Anyway, I’m soooo happy for Cindy and Jason!!! They are a great couple and two amazing friends!!!

the happy couple
Congratulations guys!!!

* As cute as these dresses are, DO NOT CONSIDER BUYING THEM! The designer and her boutiques do NOT practice good business!!! (Here is the website:
Saeyoung Vu.) We ordered these dresses (which cost a FORTUNE) in FEBRUARY and were promised delivery in 10-12 weeks. *17* weeks later, the didn’t have a delivery date. THEN, they told us that the dresses would be delivered around 2 weeks before the wedding (already a month late, the were saying it would be ANOTHER two months). Not two days later, they told us the dresses were available for pickup!! WTF?!?! The only compensation they offered was free alterations, but according to the Knot, their seamstress is REALLY bad and she messed up another bride’s dresses!

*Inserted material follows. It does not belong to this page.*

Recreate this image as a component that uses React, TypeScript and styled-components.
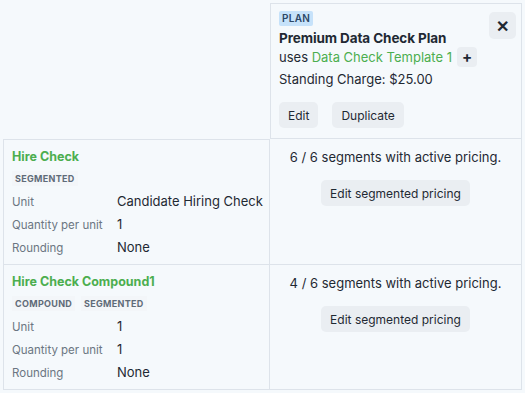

Plus, they didn’t even leave enough fabric to TAKE OUT the dresses!!! Erin’s was too small, and she had to learn new ways to BREATHE in order to wear hers! They had made us pay in FULL when we ordered, so we had no recourse!!! Not to MENTION that the QUALITY of the dresses is FAR under par with the PRICE they charged for them! DO NOT GO THERE! BAD BAD BAD! It’s funny because they were sooooo nice and accomodating and helpful BEFORE they got our checks…

** HOW MUCH did it kill me to be BLOCKS away from Knit Happens all weekend and not be able to GO?!!?!?!

Soon, you’ll be an OLD HAG!

Wednesday, September 22nd, 2004

Makeovers. NOOOOOOT my most favorite thing in the world. You’d think they WOULD be because ooooooooooh, the possibilities! The COLORS! The SPARKLES! the LIP GLOSS! You walk in looking like a truck hit you and you walk out (supposedly) magically transformed into a being of superior beauty (or, uh, at least…looking better than usual!)!!

But. Oh. No.

*I* go in looking like a truck hit me and walk out crying, trying to hide and unbelieveably anxious to get home and SCRUB THAT CLOWN SHIT OFF MY FACE!

Thus, with these concerns in mind, in addition to wedding-concerns relating to the recent thinning of my wallet, I turned down the bride’s offer to have my makeup done the day of The Wedding. I can do it myself! AND BETTER! HA!! Um, except I can’t. Seriously. I don’t OWN makeup. I don’t really know what to DO with it!

I made a decision. It had to be done. I dreaded the outcome, but I had no choice. I had to go get…..are you ready…?


The thought of it sent shivers down my spine, but there was no other option! I needed SOMEONE with SKILLS to help me! I woke up early this morning, I called the Sephora in the nearby mall, made an appoinment and off I went!

There was a moment (or two or three) during the process that I was convinced it was all going so horribly horribly horribly wrong, but you know what? A funny thing happened…IT ACTUALLY ENDED UP LOOKING DAMNED GOOD!

If you’re ever in Maryland and in need of a makeover, look up Seema at the Sephora in Montgomery Mall. She does weddings freelance and she ROCKS! I like Seema. Seema saved me :)

H O W E V E R.

There is one phrase I wish NOT to be uttered in my presence ever, EVER again:

“Do you use eye cream? You’re pushing 30. You need to use it. It’s the first thing I noticed.”

Hey Seema? Fuck off.

If *I* Buy the GAP Jeans, Can I Dance With Lenny?

Tuesday, September 21st, 2004

vibegrrrl: hey, when is Lenny [Kravitz] coming :) ?
co-worker: DONT KNOW
vibegrrrl: :-P
vibegrrrl: what’s he coming to do?
co-worker: YOU :-D
co-worker: lmao

oooooh, how I wish that were true ;) hee.